_EXERCISE:_
Your task is to give the listing below back word for word, pictures excluded.
=-=-=-=-=
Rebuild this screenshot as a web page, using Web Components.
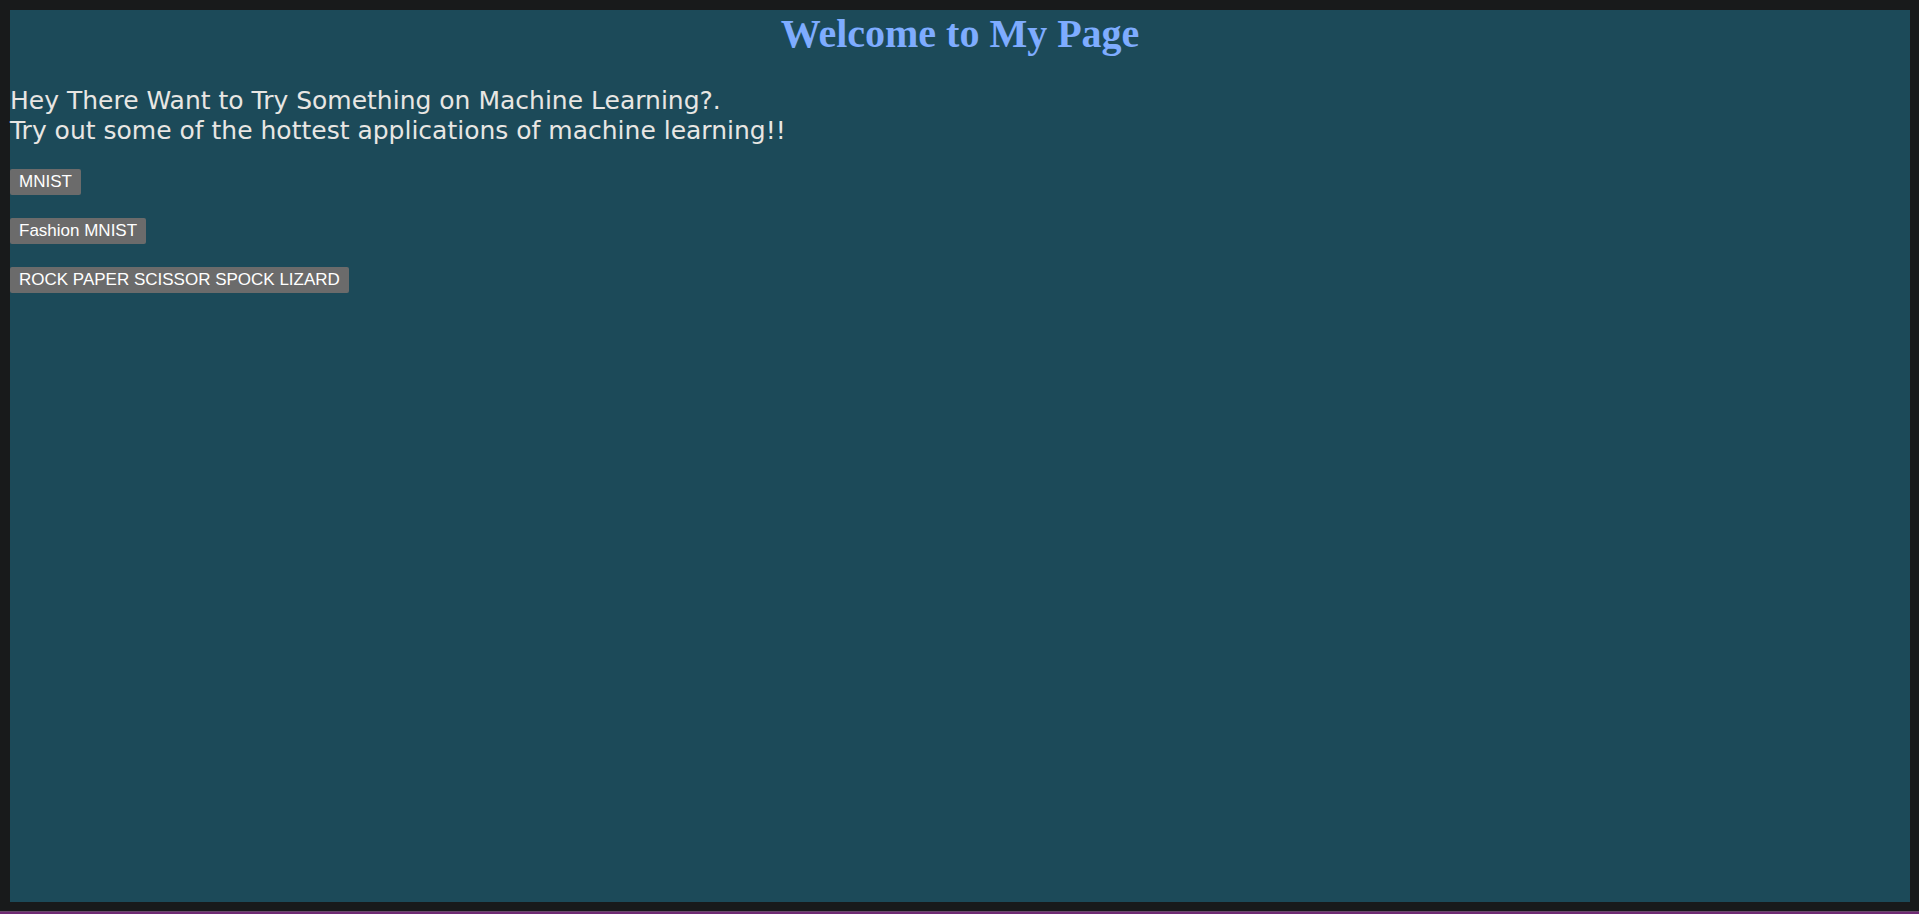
<!DOCTYPE html>
<html lang="en">
<head>
<meta charset="utf-8">
<title>Welcome to My Page</title>
<style>
html { background: #181a1b; }
body { margin: 0; }
</style>
</head>
<body>
<welcome-page>
  <page-title slot="title">Welcome to My Page</page-title>
  <page-intro>Hey There Want to Try Something on Machine Learning?.<br>Try out some of the hottest applications of machine learning!!</page-intro>
  <app-button>MNIST</app-button>
  <app-button>Fashion MNIST</app-button>
  <app-button>ROCK PAPER SCISSOR SPOCK LIZARD</app-button>
</welcome-page>
<script>
function define(name, html) {
  const template = document.createElement('template');
  template.innerHTML = html;
  customElements.define(name, class extends HTMLElement {
    constructor() {
      super();
      this.attachShadow({ mode: 'open' }).append(template.content.cloneNode(true));
    }
  });
}
define('welcome-page', `
<style>
:host { display: flex; box-sizing: border-box; min-height: 100vh; padding: 10px 9px 10px 10px; border-bottom: 2px solid #6f2b74; box-shadow: inset 0 -1px #69486b; }
main { flex: 1; background: #1c4a59; }
.content { display: flex; flex-direction: column; align-items: flex-start; gap: 23px; margin-top: 28px; }
</style>
<main><slot name="title"></slot><div class="content"><slot></slot></div></main>`);
define('page-title', `
<style>
:host { display: block; }
h1 { margin: 0; font: bold 40px/48px "Liberation Serif", "Times New Roman", serif; color: #7eacff; text-align: center; }
</style>
<h1><slot></slot></h1>`);
define('page-intro', `
<style>
:host { display: block; }
p { margin: 0; font: 25px/30px "DejaVu Sans", Verdana, sans-serif; color: #e8e6e3; }
</style>
<p><slot></slot></p>`);
define('app-button', `
<style>
:host { display: block; }
button { display: block; margin: 0; padding: 0 9px; border: 0; border-radius: 2px; background: #6b6b6b; color: #fff; font: 17px/26px "Liberation Sans", Arial, sans-serif; }
</style>
<button type="button"><slot></slot></button>`);
</script>
</body>
</html>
=-=-=-=-=
_FULL SOLUTION:_
Rebuild this screenshot as a web page, using Web Components.
<!DOCTYPE html>
<html lang="en">
<head>
<meta charset="utf-8">
<title>Welcome to My Page</title>
<style>
html { background: #181a1b; }
body { margin: 0; }
</style>
</head>
<body>
<welcome-page>
  <page-title slot="title">Welcome to My Page</page-title>
  <page-intro>Hey There Want to Try Something on Machine Learning?.<br>Try out some of the hottest applications of machine learning!!</page-intro>
  <app-button>MNIST</app-button>
  <app-button>Fashion MNIST</app-button>
  <app-button>ROCK PAPER SCISSOR SPOCK LIZARD</app-button>
</welcome-page>
<script>
function define(name, html) {
  const template = document.createElement('template');
  template.innerHTML = html;
  customElements.define(name, class extends HTMLElement {
    constructor() {
      super();
      this.attachShadow({ mode: 'open' }).append(template.content.cloneNode(true));
    }
  });
}
define('welcome-page', `
<style>
:host { display: flex; box-sizing: border-box; min-height: 100vh; padding: 10px 9px 10px 10px; border-bottom: 2px solid #6f2b74; box-shadow: inset 0 -1px #69486b; }
main { flex: 1; background: #1c4a59; }
.content { display: flex; flex-direction: column; align-items: flex-start; gap: 23px; margin-top: 28px; }
</style>
<main><slot name="title"></slot><div class="content"><slot></slot></div></main>`);
define('page-title', `
<style>
:host { display: block; }
h1 { margin: 0; font: bold 40px/48px "Liberation Serif", "Times New Roman", serif; color: #7eacff; text-align: center; }
</style>
<h1><slot></slot></h1>`);
define('page-intro', `
<style>
:host { display: block; }
p { margin: 0; font: 25px/30px "DejaVu Sans", Verdana, sans-serif; color: #e8e6e3; }
</style>
<p><slot></slot></p>`);
define('app-button', `
<style>
:host { display: block; }
button { display: block; margin: 0; padding: 0 9px; border: 0; border-radius: 2px; background: #6b6b6b; color: #fff; font: 17px/26px "Liberation Sans", Arial, sans-serif; }
</style>
<button type="button"><slot></slot></button>`);
</script>
</body>
</html>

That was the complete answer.